We start 2016 with a backlog of projects that will generate about 70% of all the cash flow in 2016. It’s likely that most if not all of the projects already started would move on to completion. But new starts will be cut back.
To get an idea how another recession might affect construction spending, I kept all backlog as is but I reduced future new construction starts for the next two years (2016 and 2017) by 30% for residential and nonresidential buildings, and 15% for infrastructure projects. This mimics the declines we experienced from 2006 to 2009. I then allowed for a 5% increase across all sectors in 2018.
The result is a 5% drop in construction spending in 2016, still higher than 2014, but then a 10-15% drop in 2017 setting us back to near the same level as 2013.
These spending declines would cause a temporary loss of about 400,000 to 500,000 jobs.
Nonresidential buildings could still eke out a slight gain in 2016 but would drop 20% in 2017. Residential construction would drop about 5% in 2016 and then drop another 10-15% in 2017. Nonresidential infrastructure work would decline 10% in 2016, but then rebound to no change in 2017.
After two years of declines, in 2018 nonresidential buildings would climb back to near even with 2017, residential would grow 5% and infrastructure would remain flat. Total 2018 spending would climb only 2% over 2017 and would still only reach spending in 2013.
So, a 30% decline in activity for two consecutive years starting today would set us back four to five years, but the major affect would not be felt until 2017. If that were to happen, obviously spending would be revised, but also I would have much different predictions for inflation and jobs.

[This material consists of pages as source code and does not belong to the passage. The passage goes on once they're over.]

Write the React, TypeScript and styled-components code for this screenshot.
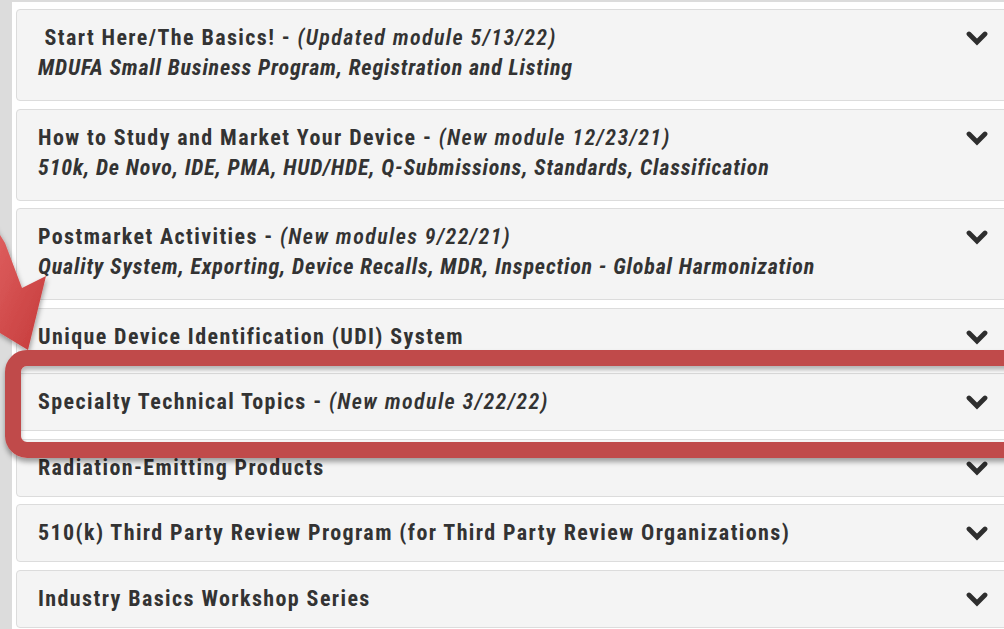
import React from 'react'
import styled, { createGlobalStyle } from 'styled-components'

const Global = createGlobalStyle`
  html, body {
    margin: 0;
    overflow: hidden;
    background: #dcdcdc;
  }
`

const Shell = styled.div`
  position: relative;
  height: 629px;
  overflow: hidden;
`

const Page = styled.div`
  margin: 2px 0 0 12px;
  height: 627px;
  background: #fff;
  overflow: hidden;
`

const List = styled.div`
  display: flex;
  flex-direction: column;
  gap: 7.5px;
  width: 994px;
  padding: 7px 0 0 4px;
`

const Panel = styled.div`
  display: flex;
  align-items: flex-start;
  justify-content: space-between;
  background: #f4f4f4;
  border: 1px solid #dcdcdc;
  border-radius: 4px;
  padding: 13px 21px;
  font-family: 'Roboto Condensed', 'Liberation Sans Narrow', sans-serif;
  font-size: 22px;
  line-height: 30px;
  letter-spacing: 1.4px;
  color: #333;
`

const Titles = styled.div`
  display: flex;
  flex-direction: column;
`

const Heading = styled.div`
  font-weight: 700;
  white-space: nowrap;
`

const Note = styled.em`
  font-weight: 600;
  font-style: italic;
`

const Sub = styled.div`
  font-weight: 700;
  font-style: italic;
  letter-spacing: 0.85px;
  white-space: nowrap;
  margin-bottom: 4px;
`

const Chevron = styled.svg`
  flex: none;
  width: 22px;
  height: 16px;
  margin-top: 7px;
`

const Highlight = styled.div`
  position: absolute;
  left: 5px;
  top: 350px;
  width: 1040px;
  height: 76px;
  border: 16px solid #c04a4a;
  border-radius: 22px;
  box-shadow: 0 4px 5px rgba(0, 0, 0, 0.35), inset 0 4px 5px rgba(0, 0, 0, 0.3);
  pointer-events: none;
`

const Arrow = styled.svg`
  position: absolute;
  left: 0;
  top: 200px;
  width: 60px;
  height: 170px;
  overflow: visible;
  pointer-events: none;
`

type Item = { title: string; note?: string; sub?: string; lead?: boolean }

const items: Item[] = [
  {
    title: 'Start Here/The Basics!',
    note: '(Updated module 5/13/22)',
    sub: 'MDUFA Small Business Program, Registration and Listing',
    lead: true,
  },
  {
    title: 'How to Study and Market Your Device',
    note: '(New module 12/23/21)',
    sub: '510k, De Novo, IDE, PMA, HUD/HDE, Q-Submissions, Standards, Classification',
  },
  {
    title: 'Postmarket Activities',
    note: '(New modules 9/22/21)',
    sub: 'Quality System, Exporting, Device Recalls, MDR, Inspection - Global Harmonization',
  },
  { title: 'Unique Device Identification (UDI) System' },
  { title: 'Specialty Technical Topics', note: '(New module 3/22/22)' },
  { title: 'Radiation-Emitting Products' },
  { title: '510(k) Third Party Review Program (for Third Party Review Organizations)' },
  { title: 'Industry Basics Workshop Series' },
]

const ChevronDown = () => (
  <Chevron viewBox="0 0 22 16">
    <path
      d="M3 4 L11 12 L19 4"
      fill="none"
      stroke="#2e2e2e"
      strokeWidth="4.8"
      strokeLinecap="round"
      strokeLinejoin="miter"
    />
  </Chevron>
)

const App: React.FC = () => (
  <Shell>
    <Global />
    <Page>
      <List>
        {items.map(item => (
          <Panel key={item.title}>
            <Titles>
              <Heading>
                {item.lead && '\u00a0'}
                {item.title}
                {item.note && (
                  <>
                    {' - '}
                    <Note>{item.note}</Note>
                  </>
                )}
              </Heading>
              {item.sub && <Sub>{item.sub}</Sub>}
            </Titles>
            <ChevronDown />
          </Panel>
        ))}
      </List>
    </Page>
    <Arrow viewBox="0 200 60 170">
      <defs>
        <linearGradient id="arrowFill" x1="0" y1="0" x2="1" y2="1">
          <stop offset="0" stopColor="#ee7676" />
          <stop offset="1" stopColor="#c53a3a" />
        </linearGradient>
        <filter id="arrowShadow" x="-50%" y="-50%" width="200%" height="200%">
          <feDropShadow dx="1" dy="3" stdDeviation="2.5" floodColor="#000" floodOpacity="0.35" />
        </filter>
      </defs>
      <polygon
        points="-40,170 5,243 22,288 46,276 28,350 0,333 -40,300"
        fill="url(#arrowFill)"
        filter="url(#arrowShadow)"
      />
    </Arrow>
    <Highlight />
  </Shell>
)

export default App
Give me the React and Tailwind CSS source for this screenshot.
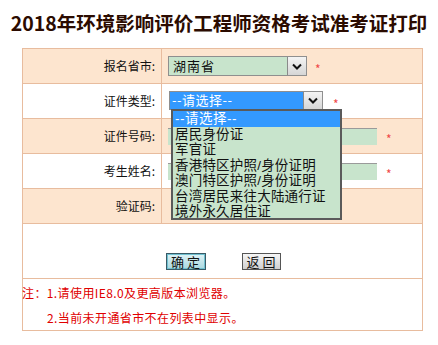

There’s a reason we see the dips and rises on the chart in both 2016 and 2017. It reflects the decline in the rate of new starts plus the remainder of old backlog finishing at varying end-dates. Also, given a constant amount of seasonally adjusted new starts, there is a difference in the actual amount of starts in winter months vs summer months. This plays out over time as dips and rises in spending. Spending activity will not be smooth in a recession.